Yes, because you are trying to insinuate that this was only a short lived
success.

>> If GM sales are down, GM is at fault. If they are up, GM still is at
>> fault.

>
> No kidding. Do you have someone else in mind that is at fault for either
> situation?


I would not call good sales numbers anyone's fault. They are GM's success.

>> The 'employee discount' campaign is not so successful because the
>> savings are greater than they were before but because people know they
>> get a decent deal without having to haggle for all kinds of 'college
>> discount' and 'dealer incentive' and so on.

>
> No arguement from me. Interesting that the Washington Post (a couple of
> Sunday editions back), mentioned that the average sales price for GM
> cars in June was about $200-400 *higher* compared to previous months in
> 2005. The employee discount isn't really the better deal comapratively
> speaking to the rebate and incentives that had been in place. But the
> marketing apparently made it sound better...pure genious.
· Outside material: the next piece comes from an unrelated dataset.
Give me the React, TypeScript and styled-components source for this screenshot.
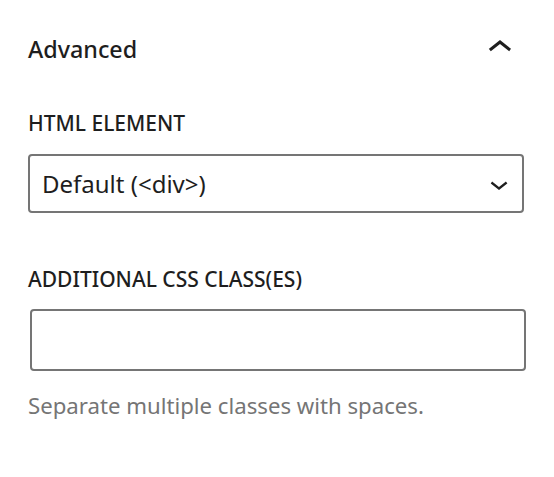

No, the deal is better for many people. With the rebates and incentives
the customers were suckered into the dealerships where the sales droids
promptly would proceed to dismember the less experienced ones by thelling
them 'oh, we already sold the one car we had at that price, but here is a
XXX at $YYYYY ($YYYYY > MSRP, but they of course don't mention that),
that's a great deal. And people get pressured into really bad deals.

With the employee pricing the cars are stickered much lower than they
previously were and they are stickered consistently, which makes even the
less haggle experienced unlikely to get suckered into a bad deal.

>> Face it, most people do not like to haggle. And I think the discounts,
>> many
>> of them with conditions attached or '2 at this price' were not making
>> many people wanting to buy. I personally love to haggle but I know I am
>> the exception, which is why a straightforward marketing campaign like
>> 'you pay what we pay' is successful.

>
> Did I say genious... :-)


You mean ingenious or genius, one or the other. In this context ingenious.